- Interactive map of Greenwater Lake Provincial Park
- Location: Saskatchewan, Canada
- Nearest city: Porcupine Plain
- Coordinates: 52°31′55″N 103°30′19″W﻿ / ﻿52.53194°N 103.50528°W
- Area: 20,720 ha (51,200 acres)
- Established: 1932
- Governing body: Saskatchewan Parks

= Greenwater Lake Provincial Park =

Provincial park in Saskatchewan, Canada

Greenwater Lake Provincial Park is a provincial park in the Canadian province of Saskatchewan. It is on the eastern side of the province in the Porcupine Hills on Highway 38. The town of Porcupine Plain is about 28 km to the north-east and the town of Kelvington is 40 km to the south. Founded on 19 February 1932, Greenwater is one of the oldest provincial parks in Saskatchewan. The original six parks were established in 1931 and Greenwater Provincial Park was added one year later. In 1964, the park was expanded to its current size.

The park is centred around two lakes, Greenwater and Marean, in the Porcupine Provincial Forest. The west side of Marean Lake is not within the park but there is a resort there called Marean Lake Valley Resort. The park is also an Important Bird Area (IBA) of Canada (Greenwater Lake Provincial Park (SK 071)).

== Attractions and amenities ==
Greenwater Provincial Park is considered an all-season destination as it offers a wide variety of amenities and attraction for both the summer and winter seasons.

Some of the amenities include a marina that offers rentals and moorage, a volleyball net, laundry, hiking, picnicking, a tennis court, a horseshoe area, an 18-hole golf course, mini-golf, a fish cleaning station, a baseball diamond, children's playgrounds, camping, cabin rentals, and a beach. There is also a hall available for events and a store with groceries, clothing, souvenirs, and an arcade.

There are about 125 km of trails throughout the park. In the summer months, they're great for hiking, walking, and bird watching. In the winter months, the trails are groomed for cross-country skiing and snowmobiling. The winter also features ice skating and tobogganing.

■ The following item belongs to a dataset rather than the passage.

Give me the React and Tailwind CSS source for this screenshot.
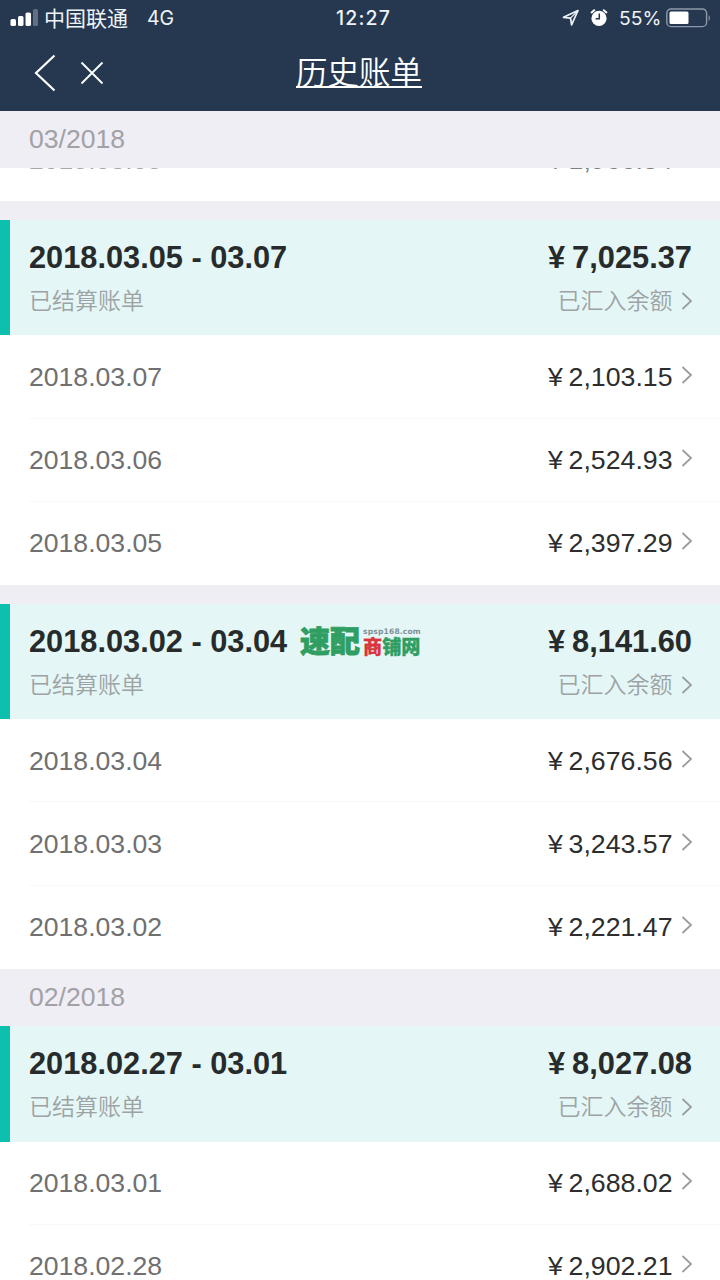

Restaurants in the park include the Greenwater Beach Cafe and an indoor restaurant called Greenwater Fisherman's Cove.

Fuels such as diesel, gasoline, propane, marine fuel, and firewood are available in the park.

=== Camping and cabins ===
Greenwater Provincial Park has over 300 individual campsites divided into five campgrounds, including Aspen Grove, Poplar Ridge, Hilltop, Cranberry, and Lakeshore Campgrounds. As the name suggests, Lakeshore Campground is right on Greenwater Lake. Hilltop is the largest with 87 sites and Aspen is the smallest with 12. The campgrounds all have access to fire pits, picnic tables, potable water, waste disposal, showers, and flush toilets.

The park also has 28 cabins for rent, 18 of which are winterised.

=== Green Hills Golf Resort ===
Green Hills Golf Resort is an 18-hole golf course in Greenwater Lake Provincial Park. It is a championship par 72 course with a total length of 6,717 yards. It features silica sand traps, water hazards in play, and manicured fairways with hilltop views. Rating from blue tees 72.9, slope 128.

=== Greenwater Lake Marina ===
On the south shore of the lake is Greenwater Lake Marina. The marina offers moorage and marine gas as well as pontoon boat, fishing boat, canoe, kayak, and paddle boat rentals. At the store at the marina, there's fishing gear, such as rods and nets for sale or rent as well as various bait, including leeches, nightcrawlers, and frozen minnows. Safety equipment, such as life jackets, is available as well.

=== Summer and winter trails ===
During the spring, summer, and autumn, the 125 km of trails are open for hiking and exploring. There are two interpretive trails, Marean Lake Birding and Highbush, that are ideal for birdwatching as the park is home to more than 200 bird species, some of which include the trumpeter swan, bald eagle, common yellowthroat, yellow-bellied sapsucker, osprey, and the red-breasted merganser. Both trails include look out points, including a 5.5-metre high lookout tower on Marean Lake, rest areas, and interpretive signs.

In the winter, 25 km of trails are groomed for cross-country skiing and 100 km for snowmobiling. There are several warm-up shelters along the trails.

=== Sask Aquatic Adventures ===
At the beach, Sask Aquatic Adventures has a water adventure park set up. It is one of several in Saskatchewan.

== Flora and fauna ==
The park is situated in the Porcupine Provincial Forest in east central Saskatchewan. The landscape is made up of rolling hills dotted with small lakes and covered with spruce, balsam poplar, and aspen trees. It is home to over 200 species of birds and a variety of wildlife including foxes, otters, coyotes, moose, black bears, and elk. Fish such as northern pike, walleye, and yellow perch inhabit the lakes.